'Blue is the Warmest Color' takes France's prestigious Louis Delluc Prize

Posted by · 8:18 am · December 18th, 2013

The César may be the most Oscar-equivalent honor on the French awards circuit, but arguably the most prestigious is the Louis Delluc Prize, established in 1937 and awarded annually by a jury of critics and industry figures to the film they deem the best French production of the year.

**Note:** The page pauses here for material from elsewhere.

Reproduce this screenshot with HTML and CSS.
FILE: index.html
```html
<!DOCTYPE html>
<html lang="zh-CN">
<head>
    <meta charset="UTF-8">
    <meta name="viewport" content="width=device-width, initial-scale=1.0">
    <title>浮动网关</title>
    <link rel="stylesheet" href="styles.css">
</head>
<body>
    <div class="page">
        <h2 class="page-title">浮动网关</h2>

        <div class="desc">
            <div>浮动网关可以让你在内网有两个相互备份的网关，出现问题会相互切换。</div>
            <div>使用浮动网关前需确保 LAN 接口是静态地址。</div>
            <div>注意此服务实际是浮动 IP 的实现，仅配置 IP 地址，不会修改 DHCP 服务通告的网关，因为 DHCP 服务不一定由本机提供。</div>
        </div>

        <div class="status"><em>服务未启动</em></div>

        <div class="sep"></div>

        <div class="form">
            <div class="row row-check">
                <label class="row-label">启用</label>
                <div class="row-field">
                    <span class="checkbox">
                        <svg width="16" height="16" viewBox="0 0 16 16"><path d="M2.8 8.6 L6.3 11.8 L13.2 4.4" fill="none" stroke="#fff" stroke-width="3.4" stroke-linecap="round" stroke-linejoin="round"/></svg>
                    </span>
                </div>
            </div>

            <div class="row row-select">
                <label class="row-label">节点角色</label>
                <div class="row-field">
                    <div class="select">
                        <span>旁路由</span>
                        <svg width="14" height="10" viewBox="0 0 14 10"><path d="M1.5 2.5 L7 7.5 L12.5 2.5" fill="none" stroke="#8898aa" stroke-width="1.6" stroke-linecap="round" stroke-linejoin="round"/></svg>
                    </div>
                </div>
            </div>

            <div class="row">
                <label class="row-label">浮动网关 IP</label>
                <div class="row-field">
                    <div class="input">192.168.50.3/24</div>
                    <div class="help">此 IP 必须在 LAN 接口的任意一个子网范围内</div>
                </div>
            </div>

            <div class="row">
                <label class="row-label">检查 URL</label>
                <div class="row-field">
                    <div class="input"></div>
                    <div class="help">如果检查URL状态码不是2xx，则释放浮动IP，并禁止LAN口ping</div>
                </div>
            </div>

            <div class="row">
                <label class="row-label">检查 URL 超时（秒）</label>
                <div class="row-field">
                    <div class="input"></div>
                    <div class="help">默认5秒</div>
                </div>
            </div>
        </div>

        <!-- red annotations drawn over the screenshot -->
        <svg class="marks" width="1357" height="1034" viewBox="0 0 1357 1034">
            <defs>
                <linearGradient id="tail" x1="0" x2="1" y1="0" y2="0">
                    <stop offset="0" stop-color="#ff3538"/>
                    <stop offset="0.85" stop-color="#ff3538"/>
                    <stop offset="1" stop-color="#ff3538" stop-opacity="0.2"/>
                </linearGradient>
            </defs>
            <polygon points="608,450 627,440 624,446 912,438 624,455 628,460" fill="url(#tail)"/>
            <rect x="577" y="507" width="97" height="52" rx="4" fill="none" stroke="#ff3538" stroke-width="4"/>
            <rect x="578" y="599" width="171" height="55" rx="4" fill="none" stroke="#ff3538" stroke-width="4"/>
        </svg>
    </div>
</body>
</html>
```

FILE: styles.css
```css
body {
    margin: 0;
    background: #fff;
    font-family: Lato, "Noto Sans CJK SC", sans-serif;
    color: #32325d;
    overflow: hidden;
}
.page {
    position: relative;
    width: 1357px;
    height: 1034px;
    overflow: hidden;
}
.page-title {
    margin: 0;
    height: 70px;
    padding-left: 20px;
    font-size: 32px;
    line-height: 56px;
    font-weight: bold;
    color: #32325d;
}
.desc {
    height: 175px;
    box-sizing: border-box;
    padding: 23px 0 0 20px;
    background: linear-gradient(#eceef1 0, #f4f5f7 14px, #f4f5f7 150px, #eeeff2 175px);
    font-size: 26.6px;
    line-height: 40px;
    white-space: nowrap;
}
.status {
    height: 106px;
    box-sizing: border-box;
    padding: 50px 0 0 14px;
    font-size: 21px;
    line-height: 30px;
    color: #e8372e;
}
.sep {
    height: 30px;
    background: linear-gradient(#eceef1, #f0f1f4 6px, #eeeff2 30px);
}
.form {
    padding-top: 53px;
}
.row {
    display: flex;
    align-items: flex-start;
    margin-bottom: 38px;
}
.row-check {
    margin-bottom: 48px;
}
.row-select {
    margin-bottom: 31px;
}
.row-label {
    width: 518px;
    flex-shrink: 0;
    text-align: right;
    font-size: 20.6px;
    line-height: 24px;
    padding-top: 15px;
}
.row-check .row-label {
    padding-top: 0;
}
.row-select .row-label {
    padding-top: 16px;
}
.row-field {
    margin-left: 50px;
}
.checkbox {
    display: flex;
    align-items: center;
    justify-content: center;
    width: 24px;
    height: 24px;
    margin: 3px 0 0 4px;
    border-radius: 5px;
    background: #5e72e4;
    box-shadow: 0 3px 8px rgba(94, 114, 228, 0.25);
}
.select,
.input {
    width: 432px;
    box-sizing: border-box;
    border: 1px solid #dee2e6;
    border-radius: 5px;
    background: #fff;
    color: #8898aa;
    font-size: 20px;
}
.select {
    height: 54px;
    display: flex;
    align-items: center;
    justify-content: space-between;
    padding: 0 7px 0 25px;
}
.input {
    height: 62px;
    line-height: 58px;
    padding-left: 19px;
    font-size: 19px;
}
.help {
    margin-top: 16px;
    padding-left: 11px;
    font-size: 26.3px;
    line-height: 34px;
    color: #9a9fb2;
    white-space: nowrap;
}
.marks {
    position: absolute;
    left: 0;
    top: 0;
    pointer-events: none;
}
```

You need only look at the list of past winners to gauge the award's status. The very first winner was Jean Renoir, and it has since been presented to a veritable who's who of French auteurism: Francois Truffaut, Jean-Luc Godard, Alain Resnais, Eric Rohmer, Claude Chabrol, Jean Cocteau, Louis Malle, Robert Bresson, Agnes Varda, Leos Carax, Jacques Audiard, Jacques Tati… and on and on.

Abdellatif Kechiche was already a member of the winners' club, having taken the award for “The Secret of the Grain” (aka “Couscous”) in 2007. And now he's taken a second, as Palme d'Or champ “Blue is the Warmest Color” beat a heavyweight field including Asghar Farhadi's “The Past,” Alain Guiraudie's “Stranger by the Lake” and Bruno Dumont's “Camille Claudel 1915” to this year's Delluc.

That makes Kechiche only the fifth two-time winner in the award's history, joining Resnais (the only three-time winner to date), Malle, Claude Sautet and Michel Deville. He was widely favored to triumph, though this is an award that frequently surprises — last year, Benoit Jacquot's costume drama “Farewell My Queen” trumped “Amour,” among others.

The Best First Film prize, meanwhile, went to Helier Cisterne's graffiti-culture coming-of-age tale “Vandal.”